The bill passed by a vote of 55-9. The vote was boycotted by most members of the opposition, who went to join street protests against judicial reforms. But other opposition members, including the Israel Beiteinu party, supported the legislation.
According to the bill, capital punishment would be applied to someone who “intentionally or out of indifference causes the death of an Israeli citizen when the act is carried out from a racist motive or hate to a certain public… and with the purpose of harming the State of Israel and the rebirth of the Jewish people in its homeland.”
The death penalty bill faces further legislative hurdles before becoming law.
After the vote, Israel Beiteinu party leader Avigdor Liberman said, “Even in the largest democracies in the world, it can be seen that in the USA since 2015 more than 160 death sentences have been carried out and in the second biggest democracy, Japan, more than 30. Therefore, as those who are in an existential war, we certainly can and must change the law.”
Reacting against the legislation, the Arab Hadash-Ta’al parliamentary faction said in a statement that the bill is “crossing a clear red line as part of Israel’s deterioration into total fascism.”
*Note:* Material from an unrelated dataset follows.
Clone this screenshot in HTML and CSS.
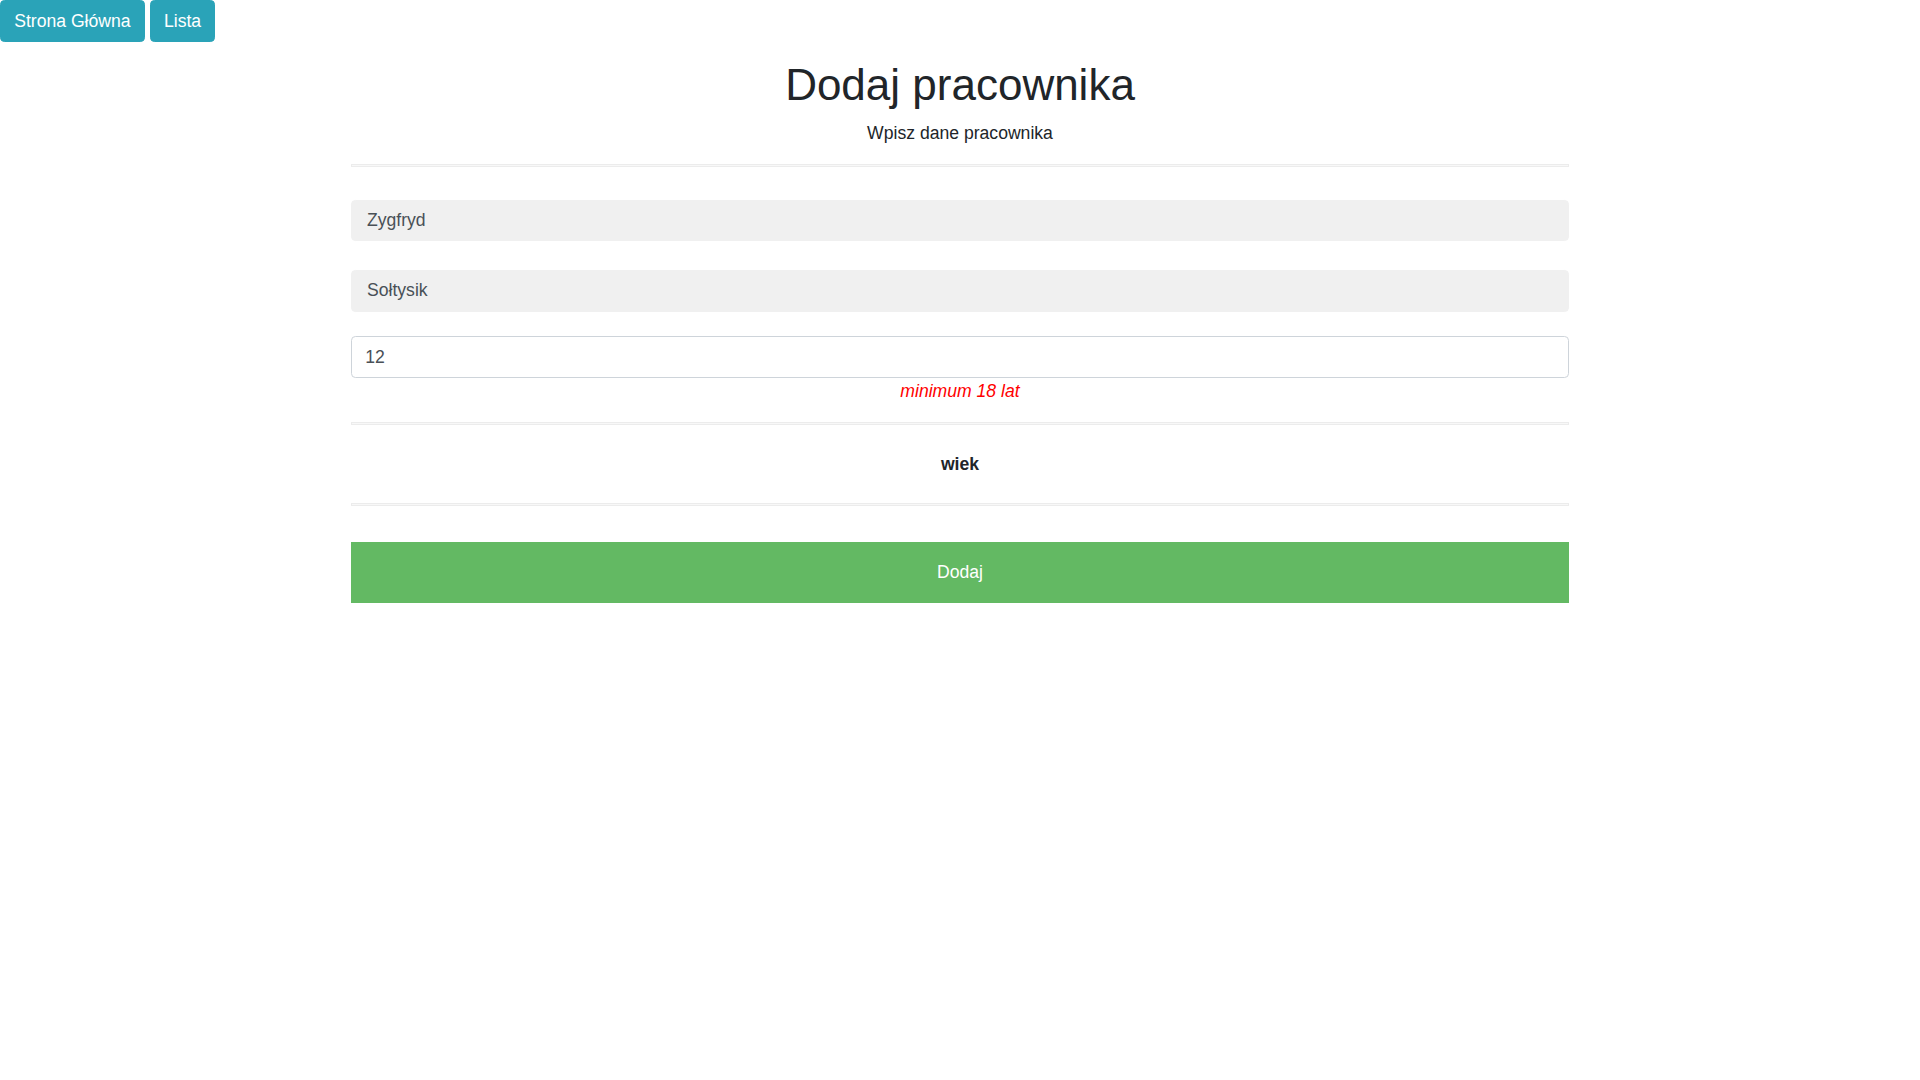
FILE: index.html
```html
<!DOCTYPE html>
<html lang="pl">
<head>
<meta charset="utf-8">
<title>Dodaj pracownika</title>
<link rel="stylesheet" href="styles.css">
</head>
<body>
<nav class="topnav">
  <a class="navbtn" href="#">Strona Główna</a>
  <a class="navbtn" href="#">Lista</a>
</nav>
<main class="container">
  <h1 class="title">Dodaj pracownika</h1>
  <p class="subtitle">Wpisz dane pracownika</p>
  <hr class="rule rule-top">
  <form class="form">
    <input class="field field-ro first" type="text" value="Zygfryd" readonly>
    <input class="field field-ro second" type="text" value="Sołtysik" readonly>
    <input class="field field-edit third" type="text" value="12">
    <div class="error">minimum 18 lat</div>
    <hr class="rule rule-mid">
    <div class="label">wiek</div>
    <hr class="rule rule-bottom">
    <button class="submit" type="button">Dodaj</button>
  </form>
</main>
</body>
</html>
```
FILE: styles.css
```css
html, body {
  margin: 0;
  padding: 0;
  background: #fff;
}
body {
  font-family: "Liberation Sans", Arial, sans-serif;
  font-size: 17.6px;
  line-height: 1.5;
  color: #212529;
}
.topnav {
  display: flex;
  gap: 5px;
  height: 41.6px;
}
.navbtn {
  display: inline-block;
  background: #2aa3b8;
  color: #fff;
  text-decoration: none;
  border: 1.1px solid #2aa3b8;
  border-radius: 4.4px;
  padding: 6.6px 13.2px;
  font-size: 17.6px;
  line-height: 26.4px;
}
.container {
  width: 1218px;
  margin: 0 auto;
  text-align: center;
}
.title {
  font-size: 44px;
  font-weight: 400;
  line-height: 1.2;
  margin: 17.5px 0 8.3px;
}
.subtitle {
  margin: 0 0 17px;
}
.rule {
  display: block;
  height: 1px;
  margin: 0;
  border: 1px solid #ececec;
  background: #f8f8f8;
}
.rule-top {
  margin-bottom: 33px;
}
.form {
  display: flex;
  flex-direction: column;
  margin: 0;
}
.field {
  box-sizing: border-box;
  display: block;
  width: 100%;
  height: 41.8px;
  padding: 6.6px 13.2px;
  font-family: "Liberation Sans", Arial, sans-serif;
  font-size: 17.6px;
  line-height: 26.4px;
  color: #495057;
  border-radius: 4.4px;
  margin: 0;
  outline: none;
}
.field-ro {
  background: #f0f0f0;
  border: 1.1px solid #f0f0f0;
  padding-left: 15px;
  padding-top: 5.8px;
}
.field-edit {
  background: #fff;
  border: 1.1px solid #ced4da;
}
.second {
  margin-top: 29px;
}
.third {
  margin-top: 24px;
}
.error {
  color: #ff0000;
  font-style: italic;
  line-height: 26.4px;
  margin-top: 0.5px;
  margin-bottom: 17px;
}
.label {
  font-weight: 700;
  line-height: 26.4px;
  margin: 26px 0 26px;
}
.rule-bottom {
  margin-bottom: 36px;
}
.submit {
  display: block;
  width: 100%;
  height: 61px;
  border: none;
  border-radius: 0;
  background: #63b963;
  color: #fff;
  font-family: "Liberation Sans", Arial, sans-serif;
  font-size: 17.6px;
  padding: 0;
  cursor: pointer;
}
```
Attorney General Gali Baharav-Miara has voiced opposition to the death penalty, arguing that it does not lead to deterrence.
The only individual ever executed by Israel was Adolf Eichmann, the Nazi architect of the Holocaust. He was hung in 1962 and his ashes scattered at sea after he was found guilty of genocide and crimes against humanity.
An Israeli court sentenced John Demjanjuk to death in 1998 for crimes against humanity while working at different concentration camps. However, Israel’s Supreme Court overturned the sentence in 1993. Israel eventually extradited Demjanjuk, who died in Germany while appealing a conviction there.
Israel Today Membership
Save 18% Per Month.
Six Months Membership
Save 9% Per Month.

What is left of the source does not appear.